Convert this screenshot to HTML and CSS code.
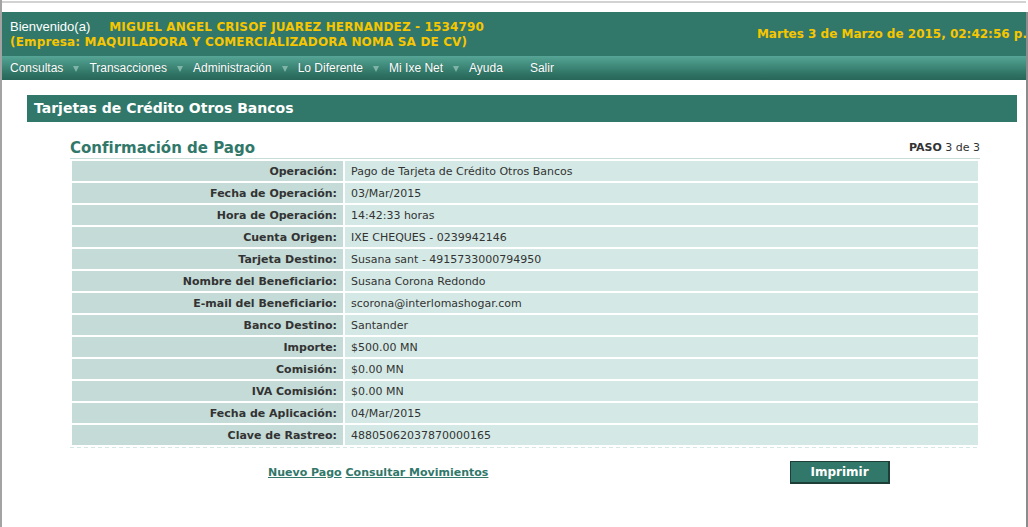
FILE: index.html
```html
<!DOCTYPE html>
<html lang="es">
<head>
<meta charset="utf-8">
<title>Tarjetas de Crédito Otros Bancos</title>
<link rel="stylesheet" href="styles.css">
</head>
<body>
<div class="topstrip"><div class="topline"></div></div>
<div class="frame">
  <div class="header">
    <div class="welcome">
      <div class="line1"><span class="hello">Bienvenido(a)</span><span class="user">MIGUEL ANGEL CRISOF JUAREZ HERNANDEZ - 1534790</span></div>
      <div class="line2">(Empresa: MAQUILADORA Y COMERCIALIZADORA NOMA SA DE CV)</div>
    </div>
    <div class="date">Martes 3 de Marzo de 2015, 02:42:56 p.m.</div>
  </div>
  <nav class="menu">
    <span class="item">Consultas<i class="arrow"></i></span>
    <span class="item">Transacciones<i class="arrow"></i></span>
    <span class="item">Administración<i class="arrow"></i></span>
    <span class="item">Lo Diferente<i class="arrow"></i></span>
    <span class="item">Mi Ixe Net<i class="arrow"></i></span>
    <span class="item plain">Ayuda</span>
    <span class="item plain">Salir</span>
  </nav>
  <div class="content">
    <div class="titlebar">Tarjetas de Crédito Otros Bancos</div>
    <div class="section">
      <div class="sechead">
        <h2>Confirmación de Pago</h2>
        <div class="paso"><b>PASO</b> 3 de 3</div>
      </div>
      <table class="datos">
        <tr><th>Operación:</th><td>Pago de Tarjeta de Crédito Otros Bancos</td></tr>
        <tr><th>Fecha de Operación:</th><td>03/Mar/2015</td></tr>
        <tr><th>Hora de Operación:</th><td>14:42:33 horas</td></tr>
        <tr><th>Cuenta Origen:</th><td>IXE CHEQUES - 0239942146</td></tr>
        <tr><th>Tarjeta Destino:</th><td>Susana sant - 4915733000794950</td></tr>
        <tr><th>Nombre del Beneficiario:</th><td>Susana Corona Redondo</td></tr>
        <tr><th>E-mail del Beneficiario:</th><td>scorona@interlomashogar.com</td></tr>
        <tr><th>Banco Destino:</th><td>Santander</td></tr>
        <tr><th>Importe:</th><td>$500.00 MN</td></tr>
        <tr><th>Comisión:</th><td>$0.00 MN</td></tr>
        <tr><th>IVA Comisión:</th><td>$0.00 MN</td></tr>
        <tr><th>Fecha de Aplicación:</th><td>04/Mar/2015</td></tr>
        <tr><th>Clave de Rastreo:</th><td>48805062037870000165</td></tr>
      </table>
      <div class="dashed"></div>
      <div class="actions">
        <div class="links"><a href="#">Nuevo Pago</a> <a href="#">Consultar Movimientos</a></div>
        <button class="btn" type="button">Imprimir</button>
      </div>
    </div>
  </div>
</div>
</body>
</html>
```

FILE: styles.css
```css
html, body {
  margin: 0;
  padding: 0;
  background: #fff;
  height: 100%;
  overflow: hidden;
}
body {
  font-family: "DejaVu Sans", Verdana, sans-serif;
}
.topstrip {
  height: 12px;
  border-left: 2px solid #a3a3a3;
  box-sizing: border-box;
  padding-top: 1px;
}
.topline {
  height: 2px;
  background: #d2d2d2;
  margin-right: 2px;
}
.frame {
  border-left: 2px solid #a3a3a3;
  border-right: 2px solid #8c8c8c;
  height: calc(100% - 12px);
  box-sizing: border-box;
  overflow: hidden;
}
.header {
  background: #31786a;
  height: 44px;
  display: flex;
  align-items: center;
  padding-left: 8px;
  overflow: hidden;
  white-space: nowrap;
}
.welcome {
  flex-shrink: 0;
}
.line1, .line2 {
  height: 16px;
  line-height: 16px;
}
.hello {
  font-family: "Liberation Sans", Arial, sans-serif;
  font-size: 13px;
  color: #fff;
  margin-right: 19px;
}
.user, .line2, .date {
  font-weight: bold;
  font-size: 12px;
  color: #f7c600;
  letter-spacing: 0.15px;
}
.date {
  margin-left: auto;
  margin-right: -18px;
  flex-shrink: 0;
  letter-spacing: 0;
}
.menu {
  height: 24px;
  background: linear-gradient(#56a596 0, #4b9888 20%, #2f7364 75%, #276658 100%);
  display: flex;
  align-items: center;
  padding-left: 8px;
  font-family: "Liberation Sans", Arial, sans-serif;
  font-size: 12px;
  color: #fff;
  text-shadow: 0 0 1px rgba(0,0,0,0.25);
}
.item {
  display: flex;
  align-items: center;
  margin-right: 10px;
}
.item.plain {
  margin-right: 27px;
}
.arrow {
  display: inline-block;
  width: 0;
  height: 0;
  border-left: 3px solid transparent;
  border-right: 3px solid transparent;
  border-top: 6px solid #7fb5a9;
  margin-left: 10px;
  margin-top: 1px;
}
.content {
  padding: 15px 9px 0 25px;
}
.titlebar {
  background: #31786a;
  color: #fff;
  font-weight: bold;
  font-size: 14px;
  height: 27px;
  line-height: 27px;
  padding-left: 7px;
}
.section {
  margin: 12px 0 0 43px;
  width: 910px;
}
.sechead {
  display: flex;
  justify-content: space-between;
  align-items: flex-end;
  border-bottom: 1px solid #c5dcd8;
  height: 24px;
}
.sechead h2 {
  margin: 0;
  font-size: 15px;
  color: #31786a;
  line-height: 20px;
}
.paso {
  font-size: 11px;
  color: #333;
  line-height: 15px;
  padding-bottom: 3px;
}
.datos {
  width: 910px;
  border-collapse: separate;
  border-spacing: 2px;
  font-size: 11px;
  color: #333;
}
.datos th, .datos td {
  height: 20px;
  padding: 0;
  box-sizing: border-box;
}
.datos th {
  width: 271px;
  background: #c4dbd7;
  text-align: right;
  padding-right: 6px;
  font-weight: bold;
}
.datos td {
  background: #d4e9e5;
  padding-left: 6px;
}
.dashed {
  height: 1px;
  background: repeating-linear-gradient(90deg, #d4e9e5 0 4px, transparent 4px 7px);
}
.actions {
  display: flex;
  align-items: center;
  margin-top: 13px;
}
.links {
  margin-left: 198px;
  font-size: 11px;
  font-weight: bold;
}
.links a {
  color: #31786a;
  text-decoration: underline;
}
.btn {
  margin-left: auto;
  margin-right: 90px;
  width: 100px;
  height: 23px;
  background: #31786a;
  border: 2px solid #1d3f38;
  border-top-width: 1px;
  border-left-width: 1px;
  color: #fff;
  font-family: "DejaVu Sans", Verdana, sans-serif;
  font-weight: bold;
  font-size: 12px;
  padding: 0;
}
```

══════════════════════════════

**Instruction**
Return to the listing above and set it down exactly, leaving out its pictures.

**Complete response**
Convert this screenshot to HTML and CSS code.
FILE: index.html
```html
<!DOCTYPE html>
<html lang="es">
<head>
<meta charset="utf-8">
<title>Tarjetas de Crédito Otros Bancos</title>
<link rel="stylesheet" href="styles.css">
</head>
<body>
<div class="topstrip"><div class="topline"></div></div>
<div class="frame">
  <div class="header">
    <div class="welcome">
      <div class="line1"><span class="hello">Bienvenido(a)</span><span class="user">MIGUEL ANGEL CRISOF JUAREZ HERNANDEZ - 1534790</span></div>
      <div class="line2">(Empresa: MAQUILADORA Y COMERCIALIZADORA NOMA SA DE CV)</div>
    </div>
    <div class="date">Martes 3 de Marzo de 2015, 02:42:56 p.m.</div>
  </div>
  <nav class="menu">
    <span class="item">Consultas<i class="arrow"></i></span>
    <span class="item">Transacciones<i class="arrow"></i></span>
    <span class="item">Administración<i class="arrow"></i></span>
    <span class="item">Lo Diferente<i class="arrow"></i></span>
    <span class="item">Mi Ixe Net<i class="arrow"></i></span>
    <span class="item plain">Ayuda</span>
    <span class="item plain">Salir</span>
  </nav>
  <div class="content">
    <div class="titlebar">Tarjetas de Crédito Otros Bancos</div>
    <div class="section">
      <div class="sechead">
        <h2>Confirmación de Pago</h2>
        <div class="paso"><b>PASO</b> 3 de 3</div>
      </div>
      <table class="datos">
        <tr><th>Operación:</th><td>Pago de Tarjeta de Crédito Otros Bancos</td></tr>
        <tr><th>Fecha de Operación:</th><td>03/Mar/2015</td></tr>
        <tr><th>Hora de Operación:</th><td>14:42:33 horas</td></tr>
        <tr><th>Cuenta Origen:</th><td>IXE CHEQUES - 0239942146</td></tr>
        <tr><th>Tarjeta Destino:</th><td>Susana sant - 4915733000794950</td></tr>
        <tr><th>Nombre del Beneficiario:</th><td>Susana Corona Redondo</td></tr>
        <tr><th>E-mail del Beneficiario:</th><td>scorona@interlomashogar.com</td></tr>
        <tr><th>Banco Destino:</th><td>Santander</td></tr>
        <tr><th>Importe:</th><td>$500.00 MN</td></tr>
        <tr><th>Comisión:</th><td>$0.00 MN</td></tr>
        <tr><th>IVA Comisión:</th><td>$0.00 MN</td></tr>
        <tr><th>Fecha de Aplicación:</th><td>04/Mar/2015</td></tr>
        <tr><th>Clave de Rastreo:</th><td>48805062037870000165</td></tr>
      </table>
      <div class="dashed"></div>
      <div class="actions">
        <div class="links"><a href="#">Nuevo Pago</a> <a href="#">Consultar Movimientos</a></div>
        <button class="btn" type="button">Imprimir</button>
      </div>
    </div>
  </div>
</div>
</body>
</html>
```

FILE: styles.css
```css
html, body {
  margin: 0;
  padding: 0;
  background: #fff;
  height: 100%;
  overflow: hidden;
}
body {
  font-family: "DejaVu Sans", Verdana, sans-serif;
}
.topstrip {
  height: 12px;
  border-left: 2px solid #a3a3a3;
  box-sizing: border-box;
  padding-top: 1px;
}
.topline {
  height: 2px;
  background: #d2d2d2;
  margin-right: 2px;
}
.frame {
  border-left: 2px solid #a3a3a3;
  border-right: 2px solid #8c8c8c;
  height: calc(100% - 12px);
  box-sizing: border-box;
  overflow: hidden;
}
.header {
  background: #31786a;
  height: 44px;
  display: flex;
  align-items: center;
  padding-left: 8px;
  overflow: hidden;
  white-space: nowrap;
}
.welcome {
  flex-shrink: 0;
}
.line1, .line2 {
  height: 16px;
  line-height: 16px;
}
.hello {
  font-family: "Liberation Sans", Arial, sans-serif;
  font-size: 13px;
  color: #fff;
  margin-right: 19px;
}
.user, .line2, .date {
  font-weight: bold;
  font-size: 12px;
  color: #f7c600;
  letter-spacing: 0.15px;
}
.date {
  margin-left: auto;
  margin-right: -18px;
  flex-shrink: 0;
  letter-spacing: 0;
}
.menu {
  height: 24px;
  background: linear-gradient(#56a596 0, #4b9888 20%, #2f7364 75%, #276658 100%);
  display: flex;
  align-items: center;
  padding-left: 8px;
  font-family: "Liberation Sans", Arial, sans-serif;
  font-size: 12px;
  color: #fff;
  text-shadow: 0 0 1px rgba(0,0,0,0.25);
}
.item {
  display: flex;
  align-items: center;
  margin-right: 10px;
}
.item.plain {
  margin-right: 27px;
}
.arrow {
  display: inline-block;
  width: 0;
  height: 0;
  border-left: 3px solid transparent;
  border-right: 3px solid transparent;
  border-top: 6px solid #7fb5a9;
  margin-left: 10px;
  margin-top: 1px;
}
.content {
  padding: 15px 9px 0 25px;
}
.titlebar {
  background: #31786a;
  color: #fff;
  font-weight: bold;
  font-size: 14px;
  height: 27px;
  line-height: 27px;
  padding-left: 7px;
}
.section {
  margin: 12px 0 0 43px;
  width: 910px;
}
.sechead {
  display: flex;
  justify-content: space-between;
  align-items: flex-end;
  border-bottom: 1px solid #c5dcd8;
  height: 24px;
}
.sechead h2 {
  margin: 0;
  font-size: 15px;
  color: #31786a;
  line-height: 20px;
}
.paso {
  font-size: 11px;
  color: #333;
  line-height: 15px;
  padding-bottom: 3px;
}
.datos {
  width: 910px;
  border-collapse: separate;
  border-spacing: 2px;
  font-size: 11px;
  color: #333;
}
.datos th, .datos td {
  height: 20px;
  padding: 0;
  box-sizing: border-box;
}
.datos th {
  width: 271px;
  background: #c4dbd7;
  text-align: right;
  padding-right: 6px;
  font-weight: bold;
}
.datos td {
  background: #d4e9e5;
  padding-left: 6px;
}
.dashed {
  height: 1px;
  background: repeating-linear-gradient(90deg, #d4e9e5 0 4px, transparent 4px 7px);
}
.actions {
  display: flex;
  align-items: center;
  margin-top: 13px;
}
.links {
  margin-left: 198px;
  font-size: 11px;
  font-weight: bold;
}
.links a {
  color: #31786a;
  text-decoration: underline;
}
.btn {
  margin-left: auto;
  margin-right: 90px;
  width: 100px;
  height: 23px;
  background: #31786a;
  border: 2px solid #1d3f38;
  border-top-width: 1px;
  border-left-width: 1px;
  color: #fff;
  font-family: "DejaVu Sans", Verdana, sans-serif;
  font-weight: bold;
  font-size: 12px;
  padding: 0;
}
```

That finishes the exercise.